## start
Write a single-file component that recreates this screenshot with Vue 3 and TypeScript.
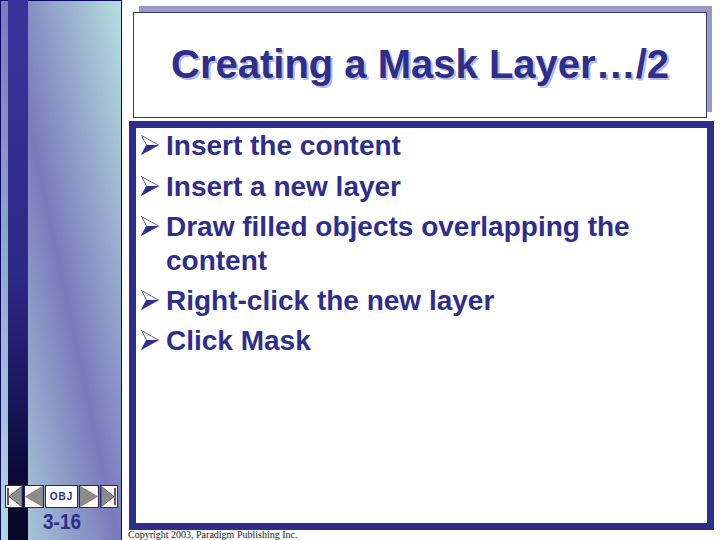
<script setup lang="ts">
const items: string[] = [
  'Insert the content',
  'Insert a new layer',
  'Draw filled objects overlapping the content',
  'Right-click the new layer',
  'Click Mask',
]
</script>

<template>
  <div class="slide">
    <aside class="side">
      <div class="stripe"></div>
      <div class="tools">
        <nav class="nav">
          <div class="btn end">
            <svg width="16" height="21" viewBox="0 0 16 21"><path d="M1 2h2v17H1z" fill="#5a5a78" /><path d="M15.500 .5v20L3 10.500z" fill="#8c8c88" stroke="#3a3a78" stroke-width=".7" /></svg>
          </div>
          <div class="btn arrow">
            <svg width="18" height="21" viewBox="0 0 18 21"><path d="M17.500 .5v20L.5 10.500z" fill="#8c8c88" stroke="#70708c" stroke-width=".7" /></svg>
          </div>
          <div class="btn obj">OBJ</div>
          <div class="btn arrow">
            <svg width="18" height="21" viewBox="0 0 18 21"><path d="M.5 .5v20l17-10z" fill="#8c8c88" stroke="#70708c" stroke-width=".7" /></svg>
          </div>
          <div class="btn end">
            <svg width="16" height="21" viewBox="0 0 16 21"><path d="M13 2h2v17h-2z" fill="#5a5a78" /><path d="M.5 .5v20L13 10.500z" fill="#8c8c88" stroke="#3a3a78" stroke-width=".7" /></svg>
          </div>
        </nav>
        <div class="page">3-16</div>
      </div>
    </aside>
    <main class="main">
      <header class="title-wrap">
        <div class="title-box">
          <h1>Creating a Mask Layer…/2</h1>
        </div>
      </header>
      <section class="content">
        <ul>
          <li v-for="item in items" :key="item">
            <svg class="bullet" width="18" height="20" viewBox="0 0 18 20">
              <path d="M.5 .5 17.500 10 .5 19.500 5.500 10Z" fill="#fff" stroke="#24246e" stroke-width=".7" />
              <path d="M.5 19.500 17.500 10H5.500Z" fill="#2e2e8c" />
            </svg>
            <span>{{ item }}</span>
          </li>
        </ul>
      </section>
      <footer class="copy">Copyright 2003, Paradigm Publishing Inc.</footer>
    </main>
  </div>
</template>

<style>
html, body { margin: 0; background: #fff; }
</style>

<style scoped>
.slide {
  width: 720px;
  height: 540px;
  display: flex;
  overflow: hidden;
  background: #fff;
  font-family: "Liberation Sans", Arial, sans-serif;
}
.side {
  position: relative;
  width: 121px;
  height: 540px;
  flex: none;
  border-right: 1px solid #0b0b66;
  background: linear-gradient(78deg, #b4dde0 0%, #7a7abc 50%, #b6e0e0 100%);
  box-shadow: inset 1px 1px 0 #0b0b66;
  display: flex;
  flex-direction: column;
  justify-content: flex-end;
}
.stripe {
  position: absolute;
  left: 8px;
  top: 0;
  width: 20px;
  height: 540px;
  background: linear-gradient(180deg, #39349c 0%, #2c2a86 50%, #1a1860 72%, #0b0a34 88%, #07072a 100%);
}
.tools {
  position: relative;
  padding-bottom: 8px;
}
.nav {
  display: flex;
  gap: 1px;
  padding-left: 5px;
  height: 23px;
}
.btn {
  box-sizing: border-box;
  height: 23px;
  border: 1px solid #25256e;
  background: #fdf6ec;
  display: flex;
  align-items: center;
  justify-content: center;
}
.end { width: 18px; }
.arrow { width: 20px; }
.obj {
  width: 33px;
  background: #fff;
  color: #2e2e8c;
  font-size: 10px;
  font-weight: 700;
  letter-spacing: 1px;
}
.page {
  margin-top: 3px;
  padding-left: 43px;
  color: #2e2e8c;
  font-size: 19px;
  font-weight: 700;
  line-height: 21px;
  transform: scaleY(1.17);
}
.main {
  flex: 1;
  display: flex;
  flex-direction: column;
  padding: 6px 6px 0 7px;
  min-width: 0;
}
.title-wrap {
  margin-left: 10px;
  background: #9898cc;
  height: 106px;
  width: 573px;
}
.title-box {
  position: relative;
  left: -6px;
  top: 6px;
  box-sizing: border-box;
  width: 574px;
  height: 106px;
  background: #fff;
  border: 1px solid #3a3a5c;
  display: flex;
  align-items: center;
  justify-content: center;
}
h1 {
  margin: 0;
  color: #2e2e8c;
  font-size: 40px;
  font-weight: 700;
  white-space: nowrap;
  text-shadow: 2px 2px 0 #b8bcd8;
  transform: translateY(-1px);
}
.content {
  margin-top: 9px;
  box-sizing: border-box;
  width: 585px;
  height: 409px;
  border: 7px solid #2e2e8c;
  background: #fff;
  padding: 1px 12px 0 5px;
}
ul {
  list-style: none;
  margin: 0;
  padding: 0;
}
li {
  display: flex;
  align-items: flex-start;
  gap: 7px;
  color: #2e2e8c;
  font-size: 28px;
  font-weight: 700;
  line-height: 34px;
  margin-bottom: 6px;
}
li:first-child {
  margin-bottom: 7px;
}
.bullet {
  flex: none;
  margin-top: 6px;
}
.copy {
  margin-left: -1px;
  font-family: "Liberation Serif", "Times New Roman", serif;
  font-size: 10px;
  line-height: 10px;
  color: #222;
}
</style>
## end
In your copy of the listing above, reproduce each line exactly and omit all pictures.

■ Output of the task:
Write a single-file component that recreates this screenshot with Vue 3 and TypeScript.
<script setup lang="ts">
const items: string[] = [
  'Insert the content',
  'Insert a new layer',
  'Draw filled objects overlapping the content',
  'Right-click the new layer',
  'Click Mask',
]
</script>

<template>
  <div class="slide">
    <aside class="side">
      <div class="stripe"></div>
      <div class="tools">
        <nav class="nav">
          <div class="btn end">
            <svg width="16" height="21" viewBox="0 0 16 21"><path d="M1 2h2v17H1z" fill="#5a5a78" /><path d="M15.500 .5v20L3 10.500z" fill="#8c8c88" stroke="#3a3a78" stroke-width=".7" /></svg>
          </div>
          <div class="btn arrow">
            <svg width="18" height="21" viewBox="0 0 18 21"><path d="M17.500 .5v20L.5 10.500z" fill="#8c8c88" stroke="#70708c" stroke-width=".7" /></svg>
          </div>
          <div class="btn obj">OBJ</div>
          <div class="btn arrow">
            <svg width="18" height="21" viewBox="0 0 18 21"><path d="M.5 .5v20l17-10z" fill="#8c8c88" stroke="#70708c" stroke-width=".7" /></svg>
          </div>
          <div class="btn end">
            <svg width="16" height="21" viewBox="0 0 16 21"><path d="M13 2h2v17h-2z" fill="#5a5a78" /><path d="M.5 .5v20L13 10.500z" fill="#8c8c88" stroke="#3a3a78" stroke-width=".7" /></svg>
          </div>
        </nav>
        <div class="page">3-16</div>
      </div>
    </aside>
    <main class="main">
      <header class="title-wrap">
        <div class="title-box">
          <h1>Creating a Mask Layer…/2</h1>
        </div>
      </header>
      <section class="content">
        <ul>
          <li v-for="item in items" :key="item">
            <svg class="bullet" width="18" height="20" viewBox="0 0 18 20">
              <path d="M.5 .5 17.500 10 .5 19.500 5.500 10Z" fill="#fff" stroke="#24246e" stroke-width=".7" />
              <path d="M.5 19.500 17.500 10H5.500Z" fill="#2e2e8c" />
            </svg>
            <span>{{ item }}</span>
          </li>
        </ul>
      </section>
      <footer class="copy">Copyright 2003, Paradigm Publishing Inc.</footer>
    </main>
  </div>
</template>

<style>
html, body { margin: 0; background: #fff; }
</style>

<style scoped>
.slide {
  width: 720px;
  height: 540px;
  display: flex;
  overflow: hidden;
  background: #fff;
  font-family: "Liberation Sans", Arial, sans-serif;
}
.side {
  position: relative;
  width: 121px;
  height: 540px;
  flex: none;
  border-right: 1px solid #0b0b66;
  background: linear-gradient(78deg, #b4dde0 0%, #7a7abc 50%, #b6e0e0 100%);
  box-shadow: inset 1px 1px 0 #0b0b66;
  display: flex;
  flex-direction: column;
  justify-content: flex-end;
}
.stripe {
  position: absolute;
  left: 8px;
  top: 0;
  width: 20px;
  height: 540px;
  background: linear-gradient(180deg, #39349c 0%, #2c2a86 50%, #1a1860 72%, #0b0a34 88%, #07072a 100%);
}
.tools {
  position: relative;
  padding-bottom: 8px;
}
.nav {
  display: flex;
  gap: 1px;
  padding-left: 5px;
  height: 23px;
}
.btn {
  box-sizing: border-box;
  height: 23px;
  border: 1px solid #25256e;
  background: #fdf6ec;
  display: flex;
  align-items: center;
  justify-content: center;
}
.end { width: 18px; }
.arrow { width: 20px; }
.obj {
  width: 33px;
  background: #fff;
  color: #2e2e8c;
  font-size: 10px;
  font-weight: 700;
  letter-spacing: 1px;
}
.page {
  margin-top: 3px;
  padding-left: 43px;
  color: #2e2e8c;
  font-size: 19px;
  font-weight: 700;
  line-height: 21px;
  transform: scaleY(1.17);
}
.main {
  flex: 1;
  display: flex;
  flex-direction: column;
  padding: 6px 6px 0 7px;
  min-width: 0;
}
.title-wrap {
  margin-left: 10px;
  background: #9898cc;
  height: 106px;
  width: 573px;
}
.title-box {
  position: relative;
  left: -6px;
  top: 6px;
  box-sizing: border-box;
  width: 574px;
  height: 106px;
  background: #fff;
  border: 1px solid #3a3a5c;
  display: flex;
  align-items: center;
  justify-content: center;
}
h1 {
  margin: 0;
  color: #2e2e8c;
  font-size: 40px;
  font-weight: 700;
  white-space: nowrap;
  text-shadow: 2px 2px 0 #b8bcd8;
  transform: translateY(-1px);
}
.content {
  margin-top: 9px;
  box-sizing: border-box;
  width: 585px;
  height: 409px;
  border: 7px solid #2e2e8c;
  background: #fff;
  padding: 1px 12px 0 5px;
}
ul {
  list-style: none;
  margin: 0;
  padding: 0;
}
li {
  display: flex;
  align-items: flex-start;
  gap: 7px;
  color: #2e2e8c;
  font-size: 28px;
  font-weight: 700;
  line-height: 34px;
  margin-bottom: 6px;
}
li:first-child {
  margin-bottom: 7px;
}
.bullet {
  flex: none;
  margin-top: 6px;
}
.copy {
  margin-left: -1px;
  font-family: "Liberation Serif", "Times New Roman", serif;
  font-size: 10px;
  line-height: 10px;
  color: #222;
}
</style>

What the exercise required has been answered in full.